More of the comedy of “politically correct persecution of Christians” from the UK:
Militant atheists should “get over it” and accept that Britain is a Christian country, Communities Secretary Eric Pickles has said.
That’s what a “Communities Secretary” is for is it? I wouldn’t know, because we don’t have one in the US, not at the federal level at least. We don’t have one for sport, either, or one for faith. How impoverished we are. Anyway so the job of the Communities Secretary is to piss on people who are part of the wrong kind of “communities”?
“I’ve stopped an attempt by militant atheists to ban councils having prayers at the start of meetings if they wish,” said Mr Pickles.

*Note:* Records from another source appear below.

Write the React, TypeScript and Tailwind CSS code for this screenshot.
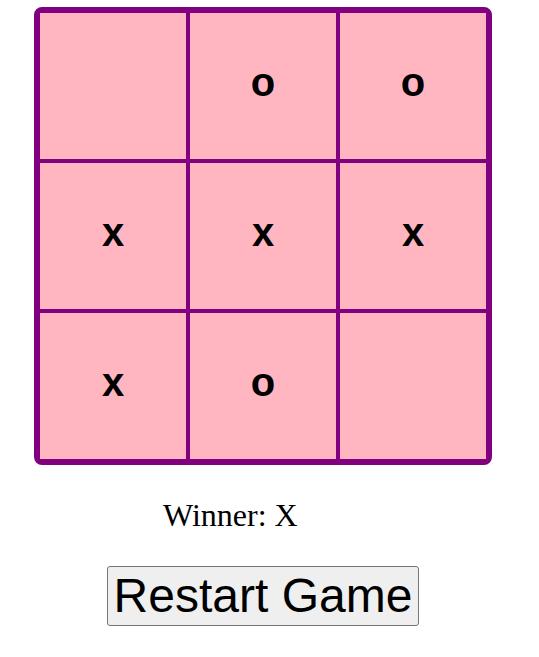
export default function App() {
  const cells = ["", "o", "o", "x", "x", "x", "x", "o", ""];
  return (
    <div className="w-[526px] flex flex-col items-center pt-[7px] font-['Liberation_Sans',Arial,sans-serif]">
      <div className="grid grid-cols-3 border-4 border-[#800080] rounded-[8px] bg-[#800080]">
        {cells.map((c, i) => (
          <div
            key={i}
            className="w-[150px] h-[150px] border-2 border-[#800080] bg-[#ffb6c1] flex items-center justify-center pb-[8px] text-[40px] leading-[46px] font-bold text-black"
          >
            {c}
          </div>
        ))}
      </div>
      <div className="self-start ml-[163px] mt-[32px] text-[32px] leading-[37px] text-black font-['Liberation_Serif','Times_New_Roman',serif]">
        Winner: X
      </div>
      <button className="mt-[32px] text-[48px] leading-[56px] text-black bg-[#efefef] border border-[#767676] rounded-[3px] px-[6px] py-[1px]">
        Restart Game
      </button>
    </div>
  );
}
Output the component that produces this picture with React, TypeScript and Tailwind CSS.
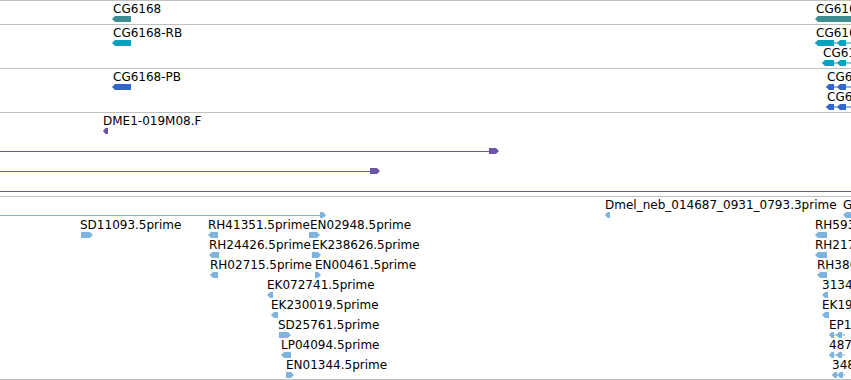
import React from "react";

const TEAL = "#3d8e90";
const CYAN = "#0aa0c0";
const BLUE = "#3366cc";
const PURPLE = "#6c55a3";
const EST = "#80b4dc";

type Dir = "l" | "r";

type Feat = {
  x: number;
  y: number;
  label: string;
  gx: number;
  glyph: React.ReactNode;
};

function Block({ w, dir, color, h = 6 }: { w: number; dir: Dir; color: string; h?: number }) {
  const p = Math.min(3, w / 2);
  const pts =
    dir === "l"
      ? `0,${h / 2} ${p},0 ${w},0 ${w},${h} ${p},${h}`
      : `0,0 ${w - p},0 ${w},${h / 2} ${w - p},${h} 0,${h}`;
  return (
    <svg width={w} height={h} className="block">
      <polygon points={pts} fill={color} />
    </svg>
  );
}

// gene model: thin intron line with left-pointing exons
function Model({ color, exons, w }: { color: string; exons: [number, number][]; w: number }) {
  return (
    <svg width={w} height={6} className="block">
      <rect x={0} y={2.5} width={w} height={1} fill={color} />
      {exons.map(([a, b], i) => {
        const p = Math.min(3, (b - a) / 2);
        return (
          <polygon key={i} points={`${a},3 ${a + p},0 ${b},0 ${b},6 ${a + p},6`} fill={color} />
        );
      })}
    </svg>
  );
}

function Feature({ f }: { f: Feat }) {
  return (
    <>
      <span
        className="absolute whitespace-nowrap text-[12px] leading-[14px] text-black"
        style={{ left: f.x, top: f.y - 1 }}
      >
        {f.label}
      </span>
      <div className="absolute" style={{ left: f.gx, top: f.y + 13 }}>
        {f.glyph}
      </div>
    </>
  );
}

function Line({ y, w, color, head }: { y: number; w: number; color: string; head?: number }) {
  return (
    <div className="absolute left-0 flex items-center" style={{ top: y - 3 }}>
      <div className="h-px" style={{ width: w, background: color }} />
      {head ? <Block w={head} dir="r" color={color} /> : null}
    </div>
  );
}

const geneTrack: Feat[] = [
  { x: 113, y: 2, label: "CG6168", gx: 112, glyph: <Block w={19} dir="l" color={TEAL} /> },
  { x: 816, y: 2, label: "CG6168", gx: 815, glyph: <Block w={45} dir="l" color={TEAL} /> },
];

const rnaTrack: Feat[] = [
  { x: 113, y: 2, label: "CG6168-RB", gx: 112, glyph: <Block w={19} dir="l" color={CYAN} /> },
  { x: 816, y: 2, label: "CG6168-RB", gx: 815, glyph: <Model color={CYAN} w={50} exons={[[0, 19], [22, 31], [38, 50]]} /> },
  { x: 823, y: 22, label: "CG6168-RA", gx: 822, glyph: <Model color={CYAN} w={40} exons={[[0, 12], [15, 24], [31, 40]]} /> },
];

const protTrack: Feat[] = [
  { x: 113, y: 2, label: "CG6168-PB", gx: 112, glyph: <Block w={19} dir="l" color={BLUE} /> },
  { x: 827, y: 2, label: "CG6168-PB", gx: 826, glyph: <Model color={BLUE} w={40} exons={[[0, 8], [11, 20], [27, 40]]} /> },
  { x: 827, y: 22, label: "CG6168-PA", gx: 826, glyph: <Model color={BLUE} w={40} exons={[[0, 8], [11, 20], [27, 40]]} /> },
];

const estTrack: Feat[] = [
  { x: 605, y: 2, label: "Dmel_neb_014687_0931_0793.3prime", gx: 605, glyph: <Block w={5} dir="l" color={EST} /> },
  { x: 843, y: 2, label: "GH04512.3prime", gx: 843, glyph: <Block w={10} dir="l" color={EST} /> },
  { x: 80, y: 22, label: "SD11093.5prime", gx: 81, glyph: <Block w={12} dir="r" color={EST} /> },
  { x: 208, y: 22, label: "RH41351.5prime", gx: 208, glyph: <Block w={10} dir="l" color={EST} /> },
  { x: 310, y: 22, label: "EN02948.5prime", gx: 309, glyph: <Block w={11} dir="r" color={EST} /> },
  { x: 209, y: 42, label: "RH24426.5prime", gx: 209, glyph: <Block w={10} dir="l" color={EST} /> },
  { x: 312, y: 42, label: "EK238626.5prime", gx: 312, glyph: <Block w={9} dir="r" color={EST} /> },
  { x: 210, y: 62, label: "RH02715.5prime", gx: 210, glyph: <Block w={8} dir="l" color={EST} /> },
  { x: 315, y: 62, label: "EN00461.5prime", gx: 315, glyph: <Block w={6} dir="r" color={EST} /> },
  { x: 267, y: 82, label: "EK072741.5prime", gx: 267, glyph: <Block w={6} dir="l" color={EST} /> },
  { x: 271, y: 102, label: "EK230019.5prime", gx: 271, glyph: <Block w={7} dir="l" color={EST} /> },
  { x: 278, y: 122, label: "SD25761.5prime", gx: 279, glyph: <Block w={12} dir="r" color={EST} /> },
  { x: 281, y: 142, label: "LP04094.5prime", gx: 281, glyph: <Block w={10} dir="l" color={EST} /> },
  { x: 286, y: 162, label: "EN01344.5prime", gx: 286, glyph: <Block w={8} dir="r" color={EST} /> },
  { x: 815, y: 22, label: "RH59340.5prime", gx: 815, glyph: <Block w={12} dir="l" color={EST} /> },
  { x: 815, y: 42, label: "RH21770.5prime", gx: 815, glyph: <Block w={12} dir="l" color={EST} /> },
  { x: 817, y: 62, label: "RH38012.5prime", gx: 817, glyph: <Block w={10} dir="l" color={EST} /> },
  { x: 822, y: 82, label: "313420.5prime", gx: 822, glyph: <Block w={6} dir="l" color={EST} /> },
  { x: 822, y: 102, label: "EK192847.5prime", gx: 822, glyph: <Block w={7} dir="l" color={EST} /> },
  { x: 829, y: 122, label: "EP1097.5prime", gx: 829, glyph: <Model color={EST} w={16} exons={[[0, 5], [7, 13]]} /> },
  { x: 829, y: 142, label: "487321.5prime", gx: 829, glyph: <Model color={EST} w={16} exons={[[0, 5], [7, 13]]} /> },
  { x: 832, y: 162, label: "348127.5prime", gx: 832, glyph: <Model color={EST} w={13} exons={[[0, 5], [5, 11]]} /> },
];

export default function App() {
  return (
    <div className="w-[851px] h-[380px] overflow-hidden bg-white font-['DejaVu_Sans',sans-serif] flex flex-col">
      <div className="relative h-[24px] shrink-0 border-t border-[#c0c0c0]">
        {geneTrack.map((f, i) => <Feature key={i} f={f} />)}
      </div>
      <div className="relative h-[44px] shrink-0 border-t border-[#c0c0c0]">
        {rnaTrack.map((f, i) => <Feature key={i} f={f} />)}
      </div>
      <div className="relative h-[44px] shrink-0 border-t border-[#c0c0c0]">
        {protTrack.map((f, i) => <Feature key={i} f={f} />)}
      </div>
      <div className="relative h-[84px] shrink-0 border-t border-[#c0c0c0]">
        <Feature
          f={{ x: 103, y: 2, label: "DME1-019M08.F", gx: 103, glyph: <Block w={5} dir="l" color={PURPLE} /> }}
        />
        <Line y={38} w={489} color={PURPLE} head={10} />
        <Line y={58} w={370} color={PURPLE} head={10} />
        <div className="absolute left-0 right-0 top-[78px] h-px bg-[#6c55a3]" />
      </div>
      <div className="relative h-[184px] shrink-0 border-y border-[#c0c0c0]">
        <Line y={18} w={320} color={EST} head={6} />
        {estTrack.map((f, i) => <Feature key={i} f={f} />)}
      </div>
    </div>
  );
}
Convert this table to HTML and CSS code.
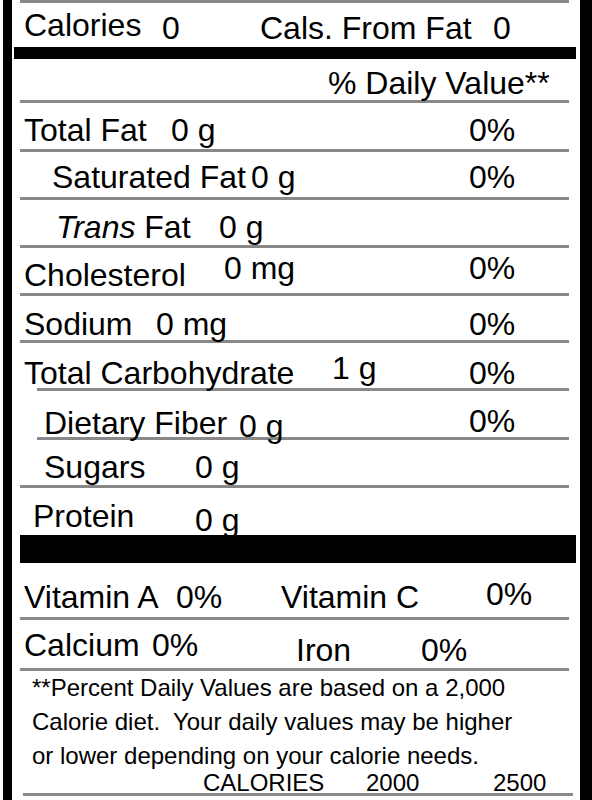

“Heaven forbid. We’re a Christian nation. We have an Established Church.
“Get over it. And don’t impose your politically correct intolerance on others.”
Get over what? Wanting to keep politics out of religion and religion out of politics?
Funny that he’s accusing other people of intolerance.
moarscienceplz says
We don’t need official ones. Just walk into any bar and you’re bound to find several, of both flavors.
Stevarious, Public Health Problem says
They’ve even got one of these!
https://www.youtube.com/watch?v=iV2ViNJFZC8
And according to the wealthiest woman there, there’s a Ministry of Magic, too!
Kamaka says
Wow! What a hero! Mr. Pickles stands up to all the dangerous MILTINANT ATHIESTS to stands up for the right to impose prayer on everyone whether they can “get over it” or not.
I think you should be issued a Superhero for Jesus ™ cape cuz you are so brave defying the politically intolerant corrects.
Al Dente says
Instead Pickles wants to impose his own intolerance on others.
RJW says
Translation, Pickles is the local government minister, you know, councils and stuff.
“Militant atheists should “get over it” and accept that Britain is a Christian country, Communities Secretary Eric Pickles has said.”
One delusion that infects the minds of religious people is that followers of other faiths are allies in the fight against militant atheists, in fact, the secular state is the best guarantee of religious freedom.
Blanche Quizno says
Why not invite a Muslim to give the opening prayer?
Kaveh Mousavi says
1) If there’s an Atheiststan I’d really like to go to it.
2) Mr. Pickles sounds like the name of a cartoon character.
exi5tentialist says
Lord hear my prayer
May Eric Pickles get booted out of office at the next election
May Scotland vote for freedom in this
May the United Kingdom become the United Republic
Oh and by the way may you not exist
For ever and ever
Amen
voidhawk says
Technically, he’s right, we are a Christian nation. We have an established church, 26 bishops sit by right in our upper house, our head of state is also the head of our church, all public schools have to have a daily period of ‘collective worship “wholly or mainly of a broadly Christian character”’ etc etc.
…so with all that, why the hell does Pickles think Christians need any more bloody privilege?
Gordon Willis says
Because the monotheists have to have it all, everything. “Live and let live” is not what they’re about.
matthewheath says
As RJW mentions the Communities Secretary deals with local government mostly. It’s still a stupid department doing stuff that made more sense in Environment (planning rules and stuff) and the Home Office (race relations and whatever). And it has a very stupid name. And a very, very stupid minister.
peterh says
Pickles trots out the special pleading card.
Bernard Bumner says
Eric Pickles is a buffoon, let loose to gambol and strut as a distraction. I wouldn’t be surprised to find out, what with Maria Miller also monopolising the headlines due to almost comically bad behaviour, that Britain has done something really, really bad.
latsot says
@voidhawk:
I think it might be more accurate to say that technically we’re a Christian state. The nation evidently isn’t Christian because there are an awful lot of non-Christians around (more than 50%) and because in practice it’s a fairly secular place (although not as much as I’d like). Pickles is using a technicality to allow a minority to impose a practice that the majority very likely doesn’t want. After all, that’s how the fuss started: council members didn’t want prayer forced on them. Pickles told them to get over it.
Not that it’s about minorities and majorities. I’ve never really understood why people even want prayers at council meetings. What’s the point? The only one I can see is to intimidate people who aren’t members of whichever religious club.
I wonder how much time councils waste on prayer, especially since they are already struggling.
Maureen Brian says
I think we tend to forget that the bishops in the House of Lords represent not the largely secular state giving in to the onslaught of religiosity but, on the contrary, where we have got to in the process of rolling back clerical power.
After centuries in which the power of the church and the state were often combined in one person – Thomas More, Wolsey, Thomas Becket – and inseparable, the bishops were offered a deal. In its present form it is – you get to wear Tudor-style robes for Parliamentary purposes, you’re allowed to speak and you get subsidised lunches. In other words, thus far and no further. Also, it’s not all of them – some by right of which bishopric they hold and a few others on seniority. By convention they don’t vote.
It is hard to believe that the next bout of reform of the House of Lords will leave them in any stronger position. Under some proposals they would disappear entirely.